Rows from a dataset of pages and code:
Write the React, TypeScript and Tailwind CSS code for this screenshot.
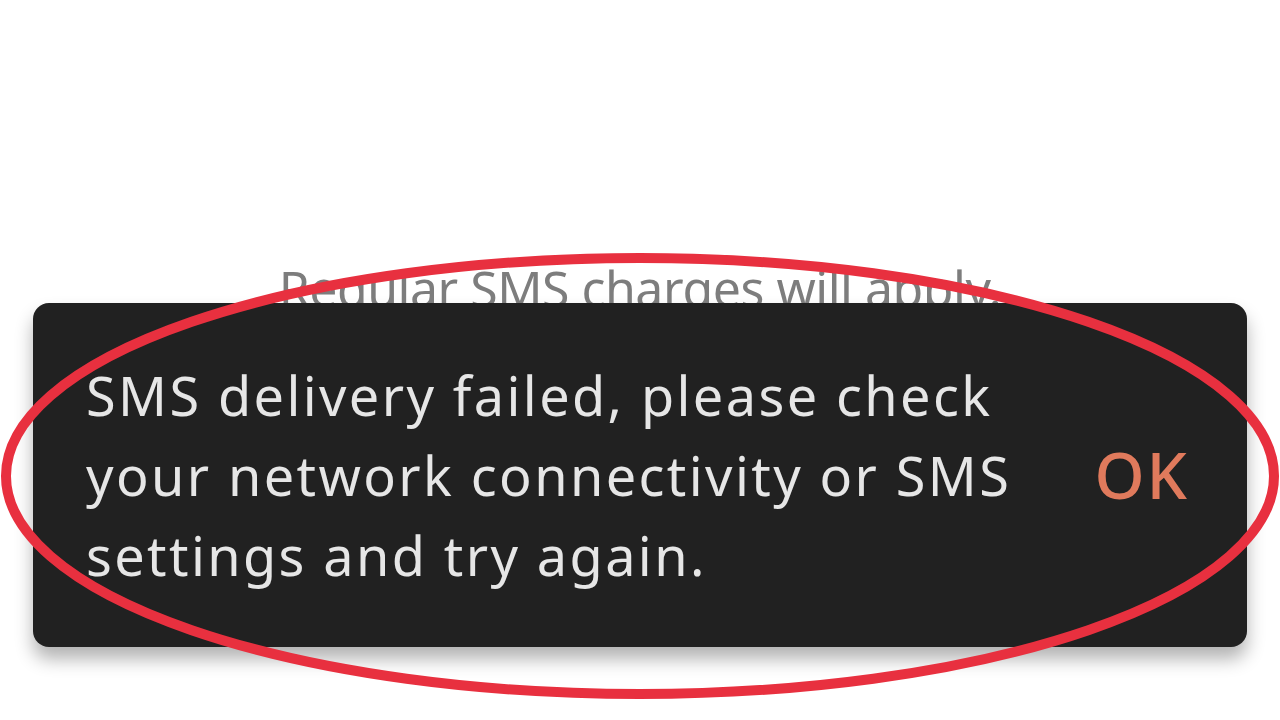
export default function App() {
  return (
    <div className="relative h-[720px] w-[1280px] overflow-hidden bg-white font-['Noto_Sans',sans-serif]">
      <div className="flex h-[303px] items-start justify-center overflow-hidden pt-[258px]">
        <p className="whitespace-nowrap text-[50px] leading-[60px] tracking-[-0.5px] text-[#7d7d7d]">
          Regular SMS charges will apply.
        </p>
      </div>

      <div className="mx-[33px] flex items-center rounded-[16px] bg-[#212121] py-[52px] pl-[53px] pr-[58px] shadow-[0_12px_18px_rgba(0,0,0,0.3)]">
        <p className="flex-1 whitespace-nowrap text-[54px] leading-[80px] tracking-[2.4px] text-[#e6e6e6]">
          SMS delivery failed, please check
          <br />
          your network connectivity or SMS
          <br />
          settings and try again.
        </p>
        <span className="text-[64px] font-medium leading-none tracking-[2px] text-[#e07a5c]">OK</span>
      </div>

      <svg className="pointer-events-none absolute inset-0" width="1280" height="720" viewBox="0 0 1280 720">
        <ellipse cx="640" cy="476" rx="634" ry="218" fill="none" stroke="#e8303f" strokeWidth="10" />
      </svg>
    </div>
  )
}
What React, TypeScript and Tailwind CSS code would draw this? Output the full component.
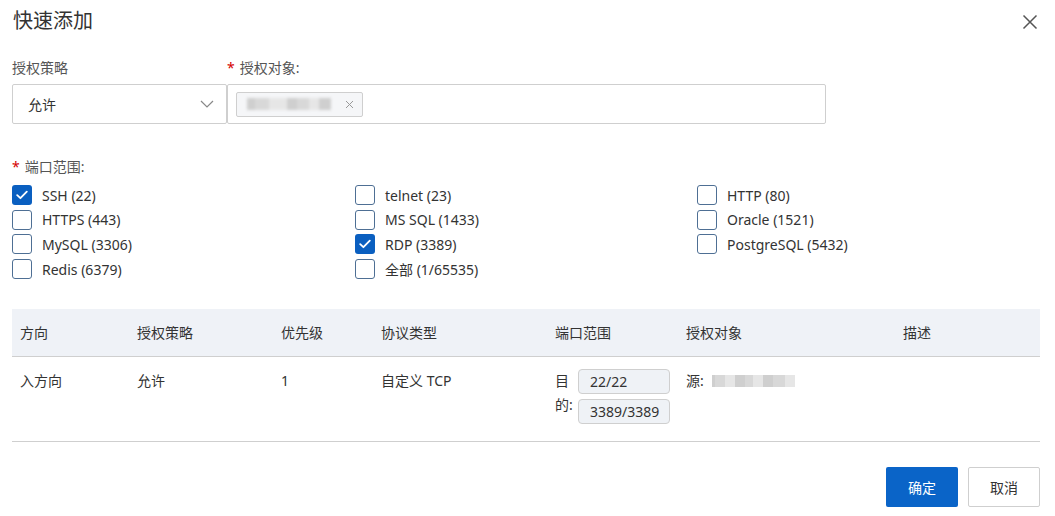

## Exercise instructions:
Output the data above without changes, apart from leaving out the pictures.

## Solution:
Write the React, TypeScript and Tailwind CSS code for this screenshot.
export default function App() {
  return (
    <div className="relative h-[720px] w-[1280px] overflow-hidden bg-white font-['Noto_Sans',sans-serif]">
      <div className="flex h-[303px] items-start justify-center overflow-hidden pt-[258px]">
        <p className="whitespace-nowrap text-[50px] leading-[60px] tracking-[-0.5px] text-[#7d7d7d]">
          Regular SMS charges will apply.
        </p>
      </div>

      <div className="mx-[33px] flex items-center rounded-[16px] bg-[#212121] py-[52px] pl-[53px] pr-[58px] shadow-[0_12px_18px_rgba(0,0,0,0.3)]">
        <p className="flex-1 whitespace-nowrap text-[54px] leading-[80px] tracking-[2.4px] text-[#e6e6e6]">
          SMS delivery failed, please check
          <br />
          your network connectivity or SMS
          <br />
          settings and try again.
        </p>
        <span className="text-[64px] font-medium leading-none tracking-[2px] text-[#e07a5c]">OK</span>
      </div>

      <svg className="pointer-events-none absolute inset-0" width="1280" height="720" viewBox="0 0 1280 720">
        <ellipse cx="640" cy="476" rx="634" ry="218" fill="none" stroke="#e8303f" strokeWidth="10" />
      </svg>
    </div>
  )
}
What React, TypeScript and Tailwind CSS code would draw this? Output the full component.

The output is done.